Research supports cursive
The positive response rate to the Linkedin survey indicates how strongly educators feel about cursive writing. A robust body of research extolling its benefits may explain why.
Researchers have credited learning how to write in cursive with an array of benefits for young students—from building fine motor skills to stimulating and creating synergies between different hemispheres of the brain involved in thinking, language, and working memory.
These evidence-based benefits of learning how to write in cursive are powerful. But that doesn’t make cursive writing easy to implement in the classroom setting.

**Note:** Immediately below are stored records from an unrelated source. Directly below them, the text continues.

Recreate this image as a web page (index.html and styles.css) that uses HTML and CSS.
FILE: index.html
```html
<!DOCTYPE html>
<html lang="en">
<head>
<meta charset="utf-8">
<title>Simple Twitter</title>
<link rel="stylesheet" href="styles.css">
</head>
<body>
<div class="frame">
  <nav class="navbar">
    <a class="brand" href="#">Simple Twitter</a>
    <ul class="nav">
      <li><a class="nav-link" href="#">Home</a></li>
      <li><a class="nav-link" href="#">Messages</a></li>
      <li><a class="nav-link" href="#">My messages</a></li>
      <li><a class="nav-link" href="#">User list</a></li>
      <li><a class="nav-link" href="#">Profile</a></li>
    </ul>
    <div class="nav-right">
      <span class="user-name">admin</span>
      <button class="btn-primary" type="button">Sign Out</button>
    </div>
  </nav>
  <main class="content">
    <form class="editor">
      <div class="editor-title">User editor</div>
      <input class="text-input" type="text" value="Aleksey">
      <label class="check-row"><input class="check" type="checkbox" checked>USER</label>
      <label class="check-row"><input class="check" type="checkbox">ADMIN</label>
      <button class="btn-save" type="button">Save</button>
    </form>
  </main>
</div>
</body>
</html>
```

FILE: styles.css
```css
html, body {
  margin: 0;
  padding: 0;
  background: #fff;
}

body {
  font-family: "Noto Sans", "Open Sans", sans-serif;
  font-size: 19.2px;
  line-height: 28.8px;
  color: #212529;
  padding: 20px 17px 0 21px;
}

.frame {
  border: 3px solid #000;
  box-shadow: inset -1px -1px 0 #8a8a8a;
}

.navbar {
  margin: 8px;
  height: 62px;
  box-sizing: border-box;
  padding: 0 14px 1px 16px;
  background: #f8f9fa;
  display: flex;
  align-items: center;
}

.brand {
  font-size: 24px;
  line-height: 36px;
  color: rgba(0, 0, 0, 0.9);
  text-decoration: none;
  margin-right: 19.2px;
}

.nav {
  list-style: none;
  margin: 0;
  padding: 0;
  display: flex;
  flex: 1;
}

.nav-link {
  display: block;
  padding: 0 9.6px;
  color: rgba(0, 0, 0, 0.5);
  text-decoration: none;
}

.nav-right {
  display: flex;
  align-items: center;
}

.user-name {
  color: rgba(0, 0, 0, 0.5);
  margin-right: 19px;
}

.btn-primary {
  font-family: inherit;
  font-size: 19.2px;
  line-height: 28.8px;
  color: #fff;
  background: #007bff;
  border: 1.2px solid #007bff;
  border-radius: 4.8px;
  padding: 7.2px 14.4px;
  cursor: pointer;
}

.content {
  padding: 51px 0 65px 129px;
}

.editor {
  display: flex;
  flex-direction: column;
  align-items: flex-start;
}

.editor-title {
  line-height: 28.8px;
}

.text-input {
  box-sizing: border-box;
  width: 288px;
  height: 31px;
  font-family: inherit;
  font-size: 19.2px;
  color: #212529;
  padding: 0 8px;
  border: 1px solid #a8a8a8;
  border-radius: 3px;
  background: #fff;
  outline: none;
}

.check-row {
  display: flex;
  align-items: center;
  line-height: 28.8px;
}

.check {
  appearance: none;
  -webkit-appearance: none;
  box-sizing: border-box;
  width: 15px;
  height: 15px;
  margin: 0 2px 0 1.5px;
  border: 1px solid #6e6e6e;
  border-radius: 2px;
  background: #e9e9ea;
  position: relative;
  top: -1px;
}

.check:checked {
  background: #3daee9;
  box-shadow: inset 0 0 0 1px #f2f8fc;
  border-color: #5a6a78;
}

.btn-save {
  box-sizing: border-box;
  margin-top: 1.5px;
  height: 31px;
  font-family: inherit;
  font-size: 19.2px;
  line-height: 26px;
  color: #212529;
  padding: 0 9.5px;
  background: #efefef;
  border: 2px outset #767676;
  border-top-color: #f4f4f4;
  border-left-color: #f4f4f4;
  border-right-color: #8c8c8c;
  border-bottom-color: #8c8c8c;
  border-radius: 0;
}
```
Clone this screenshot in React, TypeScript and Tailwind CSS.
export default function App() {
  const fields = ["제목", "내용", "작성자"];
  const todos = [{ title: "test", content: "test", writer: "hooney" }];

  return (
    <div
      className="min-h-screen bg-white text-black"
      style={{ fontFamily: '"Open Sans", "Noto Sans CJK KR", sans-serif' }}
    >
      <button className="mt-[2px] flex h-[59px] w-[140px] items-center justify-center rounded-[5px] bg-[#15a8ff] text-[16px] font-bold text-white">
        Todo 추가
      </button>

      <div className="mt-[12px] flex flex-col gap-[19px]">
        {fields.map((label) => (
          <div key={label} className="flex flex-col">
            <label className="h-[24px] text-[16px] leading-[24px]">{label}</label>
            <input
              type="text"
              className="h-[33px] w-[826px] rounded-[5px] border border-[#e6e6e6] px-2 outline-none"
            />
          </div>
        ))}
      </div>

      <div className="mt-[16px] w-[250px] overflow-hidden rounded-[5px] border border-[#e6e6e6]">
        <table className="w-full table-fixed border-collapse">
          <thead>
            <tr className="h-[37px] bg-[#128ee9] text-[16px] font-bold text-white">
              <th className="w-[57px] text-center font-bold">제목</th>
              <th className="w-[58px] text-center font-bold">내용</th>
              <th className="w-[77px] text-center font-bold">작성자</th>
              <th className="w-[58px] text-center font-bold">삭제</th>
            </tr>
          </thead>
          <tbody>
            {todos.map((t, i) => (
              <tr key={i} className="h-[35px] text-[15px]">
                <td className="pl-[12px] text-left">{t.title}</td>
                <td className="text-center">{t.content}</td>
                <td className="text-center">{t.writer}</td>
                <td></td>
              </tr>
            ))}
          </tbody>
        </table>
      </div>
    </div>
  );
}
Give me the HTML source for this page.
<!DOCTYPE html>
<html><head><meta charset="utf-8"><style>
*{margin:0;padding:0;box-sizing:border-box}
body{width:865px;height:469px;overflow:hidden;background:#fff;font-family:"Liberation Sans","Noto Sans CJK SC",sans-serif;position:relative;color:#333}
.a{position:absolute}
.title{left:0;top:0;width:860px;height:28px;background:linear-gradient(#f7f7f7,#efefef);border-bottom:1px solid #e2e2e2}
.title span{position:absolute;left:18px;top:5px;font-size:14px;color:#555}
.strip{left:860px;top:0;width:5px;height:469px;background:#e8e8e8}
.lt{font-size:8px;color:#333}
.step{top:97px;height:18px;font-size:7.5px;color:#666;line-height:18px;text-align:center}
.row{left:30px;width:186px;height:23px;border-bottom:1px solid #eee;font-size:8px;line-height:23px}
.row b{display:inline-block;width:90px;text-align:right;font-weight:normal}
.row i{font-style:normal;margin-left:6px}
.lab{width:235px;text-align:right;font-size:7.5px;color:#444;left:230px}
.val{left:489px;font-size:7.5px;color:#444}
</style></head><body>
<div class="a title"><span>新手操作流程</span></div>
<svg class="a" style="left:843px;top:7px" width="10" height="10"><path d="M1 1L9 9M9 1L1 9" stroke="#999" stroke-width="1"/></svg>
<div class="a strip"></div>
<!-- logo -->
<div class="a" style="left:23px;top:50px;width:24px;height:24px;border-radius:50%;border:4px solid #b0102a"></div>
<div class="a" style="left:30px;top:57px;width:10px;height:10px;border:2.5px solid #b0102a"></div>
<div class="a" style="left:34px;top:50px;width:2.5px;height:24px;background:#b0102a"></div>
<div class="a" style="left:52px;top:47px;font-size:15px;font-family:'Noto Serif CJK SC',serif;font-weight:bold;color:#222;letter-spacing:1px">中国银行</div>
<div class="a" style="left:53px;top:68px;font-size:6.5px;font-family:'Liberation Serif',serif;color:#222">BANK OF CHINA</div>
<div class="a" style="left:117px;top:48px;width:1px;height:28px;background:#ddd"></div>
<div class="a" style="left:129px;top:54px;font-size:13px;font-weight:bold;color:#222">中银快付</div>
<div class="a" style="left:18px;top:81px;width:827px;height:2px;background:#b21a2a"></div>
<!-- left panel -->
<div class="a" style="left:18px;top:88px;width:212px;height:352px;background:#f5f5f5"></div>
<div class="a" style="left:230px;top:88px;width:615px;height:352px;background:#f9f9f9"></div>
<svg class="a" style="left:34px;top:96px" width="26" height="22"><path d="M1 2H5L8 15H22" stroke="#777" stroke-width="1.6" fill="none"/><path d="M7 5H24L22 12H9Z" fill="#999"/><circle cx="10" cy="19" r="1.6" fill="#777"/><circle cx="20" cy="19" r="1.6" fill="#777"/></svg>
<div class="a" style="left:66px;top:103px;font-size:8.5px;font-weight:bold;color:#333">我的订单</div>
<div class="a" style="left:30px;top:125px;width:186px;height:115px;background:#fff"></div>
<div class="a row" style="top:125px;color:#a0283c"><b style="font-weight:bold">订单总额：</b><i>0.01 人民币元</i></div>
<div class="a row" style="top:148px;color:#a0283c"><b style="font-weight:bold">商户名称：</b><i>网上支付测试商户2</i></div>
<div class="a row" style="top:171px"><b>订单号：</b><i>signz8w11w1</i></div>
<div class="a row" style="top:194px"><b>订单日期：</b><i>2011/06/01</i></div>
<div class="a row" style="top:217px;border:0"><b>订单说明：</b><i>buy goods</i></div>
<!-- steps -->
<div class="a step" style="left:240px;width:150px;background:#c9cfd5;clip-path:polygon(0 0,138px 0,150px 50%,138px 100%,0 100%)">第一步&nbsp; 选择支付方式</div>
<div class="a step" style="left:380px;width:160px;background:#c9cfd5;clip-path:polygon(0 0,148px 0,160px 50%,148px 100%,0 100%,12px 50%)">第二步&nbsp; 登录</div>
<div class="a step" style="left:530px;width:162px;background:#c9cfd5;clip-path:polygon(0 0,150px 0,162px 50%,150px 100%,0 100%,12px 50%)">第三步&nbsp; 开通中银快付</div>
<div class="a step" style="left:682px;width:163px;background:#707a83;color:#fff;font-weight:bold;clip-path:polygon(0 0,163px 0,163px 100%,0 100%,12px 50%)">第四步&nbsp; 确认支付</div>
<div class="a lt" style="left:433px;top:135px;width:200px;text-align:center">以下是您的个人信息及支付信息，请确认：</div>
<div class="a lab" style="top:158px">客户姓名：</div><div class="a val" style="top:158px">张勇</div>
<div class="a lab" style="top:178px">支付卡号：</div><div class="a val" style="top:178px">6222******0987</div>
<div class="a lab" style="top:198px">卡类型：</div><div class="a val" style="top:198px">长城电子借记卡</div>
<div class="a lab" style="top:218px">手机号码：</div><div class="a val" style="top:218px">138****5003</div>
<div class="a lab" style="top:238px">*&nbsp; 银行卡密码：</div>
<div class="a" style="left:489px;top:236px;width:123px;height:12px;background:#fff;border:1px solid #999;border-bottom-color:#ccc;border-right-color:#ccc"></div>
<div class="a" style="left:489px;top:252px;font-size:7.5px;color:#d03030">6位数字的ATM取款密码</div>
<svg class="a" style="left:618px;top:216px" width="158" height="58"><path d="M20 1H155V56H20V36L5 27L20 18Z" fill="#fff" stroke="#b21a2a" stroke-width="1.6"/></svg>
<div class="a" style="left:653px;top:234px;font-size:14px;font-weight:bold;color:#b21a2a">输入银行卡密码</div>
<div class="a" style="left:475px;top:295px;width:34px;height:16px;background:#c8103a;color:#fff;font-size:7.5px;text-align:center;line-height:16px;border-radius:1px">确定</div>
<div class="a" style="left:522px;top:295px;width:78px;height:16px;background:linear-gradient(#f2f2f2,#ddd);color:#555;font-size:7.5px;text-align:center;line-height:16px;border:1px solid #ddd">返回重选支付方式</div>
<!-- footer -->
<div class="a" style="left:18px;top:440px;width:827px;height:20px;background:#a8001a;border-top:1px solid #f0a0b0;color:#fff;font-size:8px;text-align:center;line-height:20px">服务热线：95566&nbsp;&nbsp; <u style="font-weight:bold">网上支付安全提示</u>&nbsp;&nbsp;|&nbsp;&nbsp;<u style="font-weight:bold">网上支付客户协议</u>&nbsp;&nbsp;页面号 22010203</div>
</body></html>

Even before the common-core standards were introduced and cursive handwriting was a foundational aspect of many elementary school curricula, time-strapped teachers reported challenges teaching it. In a survey of elementary education teachers in the early 2000s, fewer than half of respondents indicated that the speed of handwriting allowed students to keep up with classroom demands, and just 12 percent of respondents agreed that they had received adequate preparation to teach handwriting in their college classes.
How will teachers manage to reintroduce cursive writing into the classroom, especially as additional competing requirements like teaching keyboarding vie for instructional time? Just like writing those loopy capital cursive letters, it will take time, perseverance, and practice.